Seven Marine expanded its mega-­power outboard line to three models a little more than a year after its acquisition by Volvo Penta. The new Seven 527’s reduced price is intended to make Seven models accessible to more buyers, although ­Volvo Penta policy, unlike that of other engine-makers, dictates that Seven no longer publishes retail pricing (in 2016, we reported a Seven 557 base price of about $80,000 plus rigging). Behind the scenes, the affiliation has reduced the cost of some basic components and opened the door for Seven at new suppliers. Volvo also offers more-advanced testing and validation processes for Seven, according to Rick Davis, Seven Marine president and CEO.

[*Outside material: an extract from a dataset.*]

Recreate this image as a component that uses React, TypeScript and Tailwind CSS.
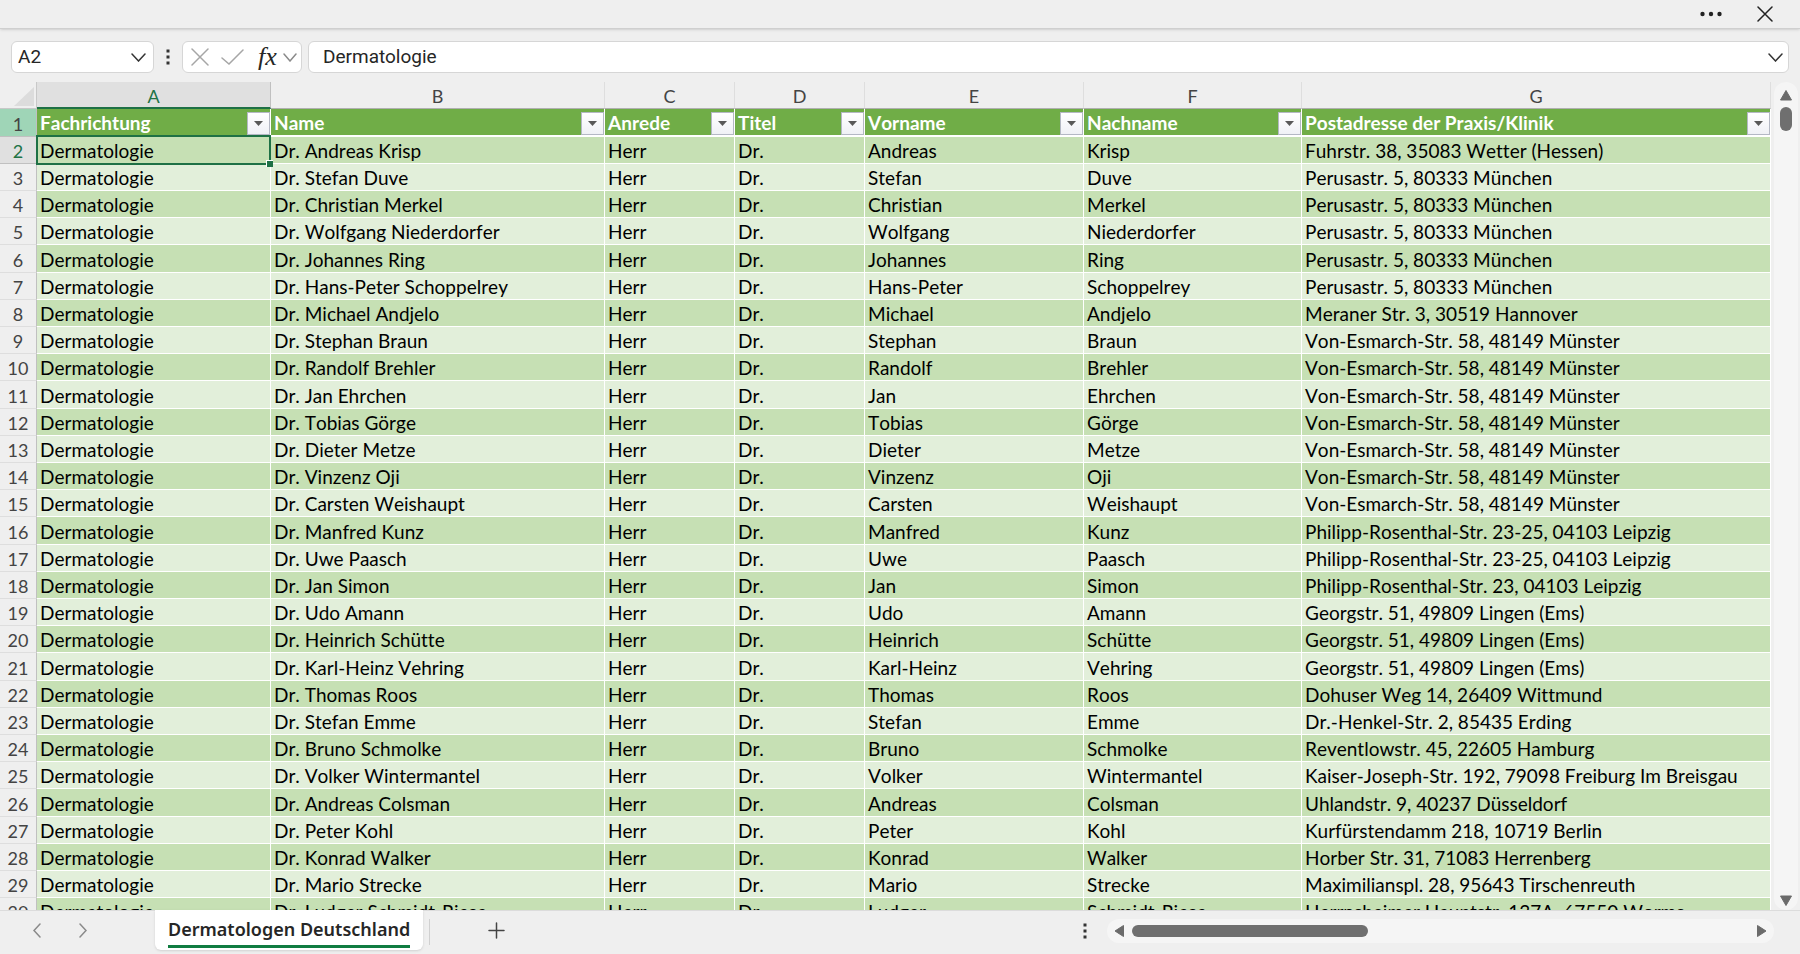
type Row = [title: string, first: string, last: string, address: string];

const HEADERS = ['Fachrichtung', 'Name', 'Anrede', 'Titel', 'Vorname', 'Nachname', 'Postadresse der Praxis/Klinik'];
const LETTERS = ['A', 'B', 'C', 'D', 'E', 'F', 'G'];

const ROWS: Row[] = [
  ['Dr.', 'Andreas', 'Krisp', 'Fuhrstr. 38, 35083 Wetter (Hessen)'],
  ['Dr.', 'Stefan', 'Duve', 'Perusastr. 5, 80333 München'],
  ['Dr.', 'Christian', 'Merkel', 'Perusastr. 5, 80333 München'],
  ['Dr.', 'Wolfgang', 'Niederdorfer', 'Perusastr. 5, 80333 München'],
  ['Dr.', 'Johannes', 'Ring', 'Perusastr. 5, 80333 München'],
  ['Dr.', 'Hans-Peter', 'Schoppelrey', 'Perusastr. 5, 80333 München'],
  ['Dr.', 'Michael', 'Andjelo', 'Meraner Str. 3, 30519 Hannover'],
  ['Dr.', 'Stephan', 'Braun', 'Von-Esmarch-Str. 58, 48149 Münster'],
  ['Dr.', 'Randolf', 'Brehler', 'Von-Esmarch-Str. 58, 48149 Münster'],
  ['Dr.', 'Jan', 'Ehrchen', 'Von-Esmarch-Str. 58, 48149 Münster'],
  ['Dr.', 'Tobias', 'Görge', 'Von-Esmarch-Str. 58, 48149 Münster'],
  ['Dr.', 'Dieter', 'Metze', 'Von-Esmarch-Str. 58, 48149 Münster'],
  ['Dr.', 'Vinzenz', 'Oji', 'Von-Esmarch-Str. 58, 48149 Münster'],
  ['Dr.', 'Carsten', 'Weishaupt', 'Von-Esmarch-Str. 58, 48149 Münster'],
  ['Dr.', 'Manfred', 'Kunz', 'Philipp-Rosenthal-Str. 23-25, 04103 Leipzig'],
  ['Dr.', 'Uwe', 'Paasch', 'Philipp-Rosenthal-Str. 23-25, 04103 Leipzig'],
  ['Dr.', 'Jan', 'Simon', 'Philipp-Rosenthal-Str. 23, 04103 Leipzig'],
  ['Dr.', 'Udo', 'Amann', 'Georgstr. 51, 49809 Lingen (Ems)'],
  ['Dr.', 'Heinrich', 'Schütte', 'Georgstr. 51, 49809 Lingen (Ems)'],
  ['Dr.', 'Karl-Heinz', 'Vehring', 'Georgstr. 51, 49809 Lingen (Ems)'],
  ['Dr.', 'Thomas', 'Roos', 'Dohuser Weg 14, 26409 Wittmund'],
  ['Dr.', 'Stefan', 'Emme', 'Dr.-Henkel-Str. 2, 85435 Erding'],
  ['Dr.', 'Bruno', 'Schmolke', 'Reventlowstr. 45, 22605 Hamburg'],
  ['Dr.', 'Volker', 'Wintermantel', 'Kaiser-Joseph-Str. 192, 79098 Freiburg Im Breisgau'],
  ['Dr.', 'Andreas', 'Colsman', 'Uhlandstr. 9, 40237 Düsseldorf'],
  ['Dr.', 'Peter', 'Kohl', 'Kurfürstendamm 218, 10719 Berlin'],
  ['Dr.', 'Konrad', 'Walker', 'Horber Str. 31, 71083 Herrenberg'],
  ['Dr.', 'Mario', 'Strecke', 'Maximilianspl. 28, 95643 Tirschenreuth'],
  ['Dr.', 'Ludger', 'Schmidt-Riese', 'Herrnsheimer Hauptstr. 137A, 67550 Worms'],
];

interface LineIconProps {
  d: string;
  w: number;
  h: number;
  color?: string;
}

const LineIcon = ({ d, w, h, color = '#333333' }: LineIconProps) => (
  <svg width={w} height={h} viewBox={`0 0 ${w} ${h}`} fill="none" stroke={color} strokeWidth="1.5" strokeLinecap="round" aria-hidden="true">
    <path d={d} />
  </svg>
);

const CHEVRON_DOWN = 'M1 1l6.5 7L14 1';

const Dots = () => (
  <svg width="4" height="16" viewBox="0 0 4 16" fill="#333333" aria-hidden="true">
    <rect x="0.5" y="0.5" width="3" height="3" />
    <rect x="0.5" y="6.5" width="3" height="3" />
    <rect x="0.5" y="12.5" width="3" height="3" />
  </svg>
);

const Triangle = ({ points }: { points: string }) => (
  <svg width="12" height="12" viewBox="0 0 12 12" aria-hidden="true">
    <polygon points={points} fill="#6b6b6b" stroke="#6b6b6b" strokeLinejoin="round" />
  </svg>
);

const TitleBar = () => (
  <header className="flex h-[29px] shrink-0 items-center justify-end gap-[35px] border-b border-[#cfcfcf] pr-[27px] shadow-sm">
    <button type="button" aria-label="More options">
      <svg width="22" height="6" viewBox="0 0 22 6" fill="#222222">
        <circle cx="2.5" cy="3" r="2.2" />
        <circle cx="11" cy="3" r="2.2" />
        <circle cx="19.5" cy="3" r="2.2" />
      </svg>
    </button>
    <button type="button" aria-label="Close">
      <LineIcon d="M1 1l14 14M15 1L1 15" w={16} h={16} color="#222222" />
    </button>
  </header>
);

const FormulaBar = () => (
  <div className="flex h-[53px] shrink-0 items-start pt-3 pr-[11px] pl-[11px] font-['Roboto',sans-serif] text-[19px] text-[#262626]">
    <div className="flex h-8 w-[143px] items-center rounded-md border border-[#d6d6d6] bg-white pr-[7px] pl-1.5">
      <input aria-label="Name box" defaultValue="A2" className="w-full min-w-0 outline-none" />
      <button type="button" aria-label="Open name list">
        <LineIcon d={CHEVRON_DOWN} w={15} h={9} />
      </button>
    </div>
    <div className="flex h-8 w-7 items-center justify-center">
      <Dots />
    </div>
    <div className="flex h-8 w-[120px] items-center rounded-md border border-[#d6d6d6] bg-white pr-1 pl-2">
      <button type="button" aria-label="Cancel">
        <LineIcon d="M1 1l16 16M17 1L1 17" w={18} h={18} color="#a6a6a6" />
      </button>
      <button type="button" aria-label="Enter" className="ml-3">
        <LineIcon d="M1 9l7 6L22 1" w={23} h={16} color="#a6a6a6" />
      </button>
      <button type="button" aria-label="Insert function" className="ml-3.5 font-['Liberation_Serif',serif] text-[26px] leading-6 italic">
        fx
      </button>
      <button type="button" aria-label="Function list" className="ml-auto">
        <LineIcon d="M1 1l6 7 6-7" w={14} h={9} color="#8a8a8a" />
      </button>
    </div>
    <div className="ml-1.5 flex h-8 flex-1 items-center rounded-md border border-[#d6d6d6] bg-white pr-[5px] pl-3.5">
      <input aria-label="Formula" defaultValue="Dermatologie" className="w-full min-w-0 outline-none" />
      <button type="button" aria-label="Expand formula bar">
        <LineIcon d={CHEVRON_DOWN} w={15} h={9} />
      </button>
    </div>
  </div>
);

const FilterButton = ({ label }: { label: string }) => (
  <button
    type="button"
    aria-label={`Filter ${label}`}
    className="flex h-[23px] w-[23px] shrink-0 items-center justify-center border border-[#b4b8c4] bg-linear-to-b from-white to-[#f0f1f6]"
  >
    <svg width="9" height="5" viewBox="0 0 9 5" fill="#595959">
      <path d="M0 0h9L4.5 5z" />
    </svg>
  </button>
);

const Sheet = () => (
  <table className="w-full table-fixed border-separate border-spacing-0 font-['Lato',sans-serif] text-[19px] leading-[22px] whitespace-nowrap text-black [font-kerning:none] [font-variant-ligatures:none]">
    <colgroup>
      <col className="w-[37px]" />
      <col className="w-[234px]" />
      <col className="w-[334px]" />
      <col className="w-[130px]" />
      <col className="w-[130px]" />
      <col className="w-[219px]" />
      <col className="w-[218px]" />
      <col />
    </colgroup>
    <thead>
      <tr className="h-[27px] text-lg leading-[22px] text-[#444444]">
        <td className="border-r border-b border-[#c8c8c8] p-0">
          <svg width="36" height="26" viewBox="0 0 36 26" className="block" aria-hidden="true">
            <path d="M34 5v19H14z" fill="#dcdcdc" />
          </svg>
        </td>
        {LETTERS.map((letter) => (
          <th
            key={letter}
            scope="col"
            className={
              letter === 'A'
                ? 'border-r border-b-2 border-r-[#c0c0c0] border-b-[#1e7145] bg-[#e0e0e0] p-0 pt-[3px] font-normal text-[#217346]'
                : 'border-r border-b border-r-[#dedede] border-b-[#b0b0b0] p-0 pt-0.5 font-normal'
            }
          >
            {letter}
          </th>
        ))}
      </tr>
      <tr className="h-[28px]">
        <th scope="row" className="border-r border-b border-[#c0c0c0] bg-[#9fd5b7] p-0 pt-0.5 text-lg leading-[22px] font-normal text-[#444444]">
          1
        </th>
        {HEADERS.map((label) => (
          <th key={label} scope="col" className="border-r border-b-2 border-white bg-[#70ad47] p-0 pt-0.5 pl-[3px] text-left font-bold text-white">
            <div className="flex items-center justify-between">
              {label}
              <FilterButton label={label} />
            </div>
          </th>
        ))}
      </tr>
    </thead>
    <tbody>
      {ROWS.map(([title, first, last, address], i) => (
        <tr key={i} className="h-[27px] odd:bg-[#c6e0b4] even:bg-[#e2efda] nth-[5n]:h-[28px]">
          <th
            scope="row"
            className={
              i === 0
                ? 'border-r border-b border-[#c0c0c0] bg-[#e0e0e0] p-0 pt-0.5 text-lg leading-[22px] font-normal text-[#217346]'
                : 'border-r border-b border-r-[#c0c0c0] border-b-[#dedede] bg-[#efefef] p-0 pt-0.5 text-lg leading-[22px] font-normal text-[#444444]'
            }
          >
            {i + 2}
          </th>
          <td className="relative border-r border-b border-white p-0 pt-0.5 pl-[3px]">
            Dermatologie
            {i === 0 && (
              <span className="absolute -inset-x-px -top-0.5 -bottom-0.5 z-10 border-2 border-[#1e7145]">
                <span className="absolute -right-1 -bottom-1 h-[7px] w-[7px] border-t border-l border-white bg-[#1e7145]" />
              </span>
            )}
          </td>
          {[`Dr. ${first} ${last}`, 'Herr', title, first, last, address].map((text, c) => (
            <td key={c} className="border-r border-b border-white p-0 pt-0.5 pl-[3px]">
              {text}
            </td>
          ))}
        </tr>
      ))}
    </tbody>
  </table>
);

const VerticalScroll = () => (
  <div className="flex w-[29px] shrink-0 justify-center pl-px">
    <div className="flex w-6 flex-col items-center rounded-xl bg-[#f5f5f5] pt-[7px] pb-1">
      <button type="button" aria-label="Scroll up">
        <Triangle points="6,1.5 11.5,11 0.5,11" />
      </button>
      <div className="mt-1.5 h-6 w-3 rounded-full bg-[#6f6f6f]" />
      <button type="button" aria-label="Scroll down" className="mt-auto">
        <Triangle points="0.5,2 11.5,2 6,11.5" />
      </button>
    </div>
  </div>
);

const TabBar = () => (
  <footer className="flex h-11 shrink-0 border-t border-[#dcdcdc] pr-[26px]">
    <div className="flex w-[155px] items-center gap-[38px] pb-1 pl-[33px]">
      <button type="button" aria-label="Previous sheet">
        <LineIcon d="M7 1L1 7.5 7 14" w={8} h={15} color="#8a8a8a" />
      </button>
      <button type="button" aria-label="Next sheet">
        <LineIcon d="M1 1l6 6.5L1 14" w={8} h={15} color="#8a8a8a" />
      </button>
    </div>
    <button
      type="button"
      className="-mt-px h-10 rounded-b-md bg-white px-[13px] pt-1 font-['Noto_Sans',sans-serif] text-lg leading-6 font-semibold text-[#262626] shadow-sm"
    >
      <span className="block border-b-[3px] border-[#107c41] pb-1">Dermatologen Deutschland</span>
    </button>
    <div className="mt-2 ml-1.5 h-[26px] w-px bg-[#d0d0d0]" />
    <button type="button" aria-label="New sheet" className="ml-[58px] pb-1">
      <LineIcon d="M8.5 1v15M1 8.5h15" w={17} h={17} color="#444444" />
    </button>
    <div className="ml-auto flex items-center pb-1">
      <Dots />
      <div className="ml-5 flex h-6 w-[667px] items-center rounded-xl bg-[#f5f5f5] px-1.5">
        <button type="button" aria-label="Scroll left">
          <Triangle points="2,6 10.5,0.5 10.5,11.5" />
        </button>
        <div className="ml-[7px] h-3 w-[236px] rounded-full bg-[#6f6f6f]" />
        <button type="button" aria-label="Scroll right" className="ml-auto">
          <Triangle points="10,6 1.5,0.5 1.5,11.5" />
        </button>
      </div>
    </div>
  </footer>
);

const App = () => (
  <div className="flex h-screen flex-col overflow-hidden bg-[#efefef]">
    <TitleBar />
    <FormulaBar />
    <main className="flex min-h-0 flex-1">
      <div className="min-w-0 flex-1 overflow-hidden">
        <Sheet />
      </div>
      <VerticalScroll />
    </main>
    <TabBar />
  </div>
);

export default App;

The company says a redesigned cowl significantly reduces the cost of the 527 versus other Seven motors. The cowl features louvers in its top in place of the large scoop-shaped vent seen on the other Seven cowls. The 527 cowl does not accommodate the LED lighting options or the unlimited paint-and-finish options available for other Seven models. A new 1.91-to-1 gear ratio allows the 527 to produce outstanding torque.

Each of the Seven Marine models is powered by a ­6.2-liter GM LSA Gen IV V-8 engine with a closed cooling system. Power output is determined by supercharger boost pressure and electronic engine tuning. Many of the features ­originally developed for the Seven 627 model, including high-­performance cylinder heads and camshaft, and durable ­Inconel exhaust valves, have trickled down the model line in what has become a standardized engine package. The engine is mated to a ZF transmission with wet-disc clutch shifting, and to a twin-pinion gear case. All models feature integrated power steering and can be rigged with joystick controls.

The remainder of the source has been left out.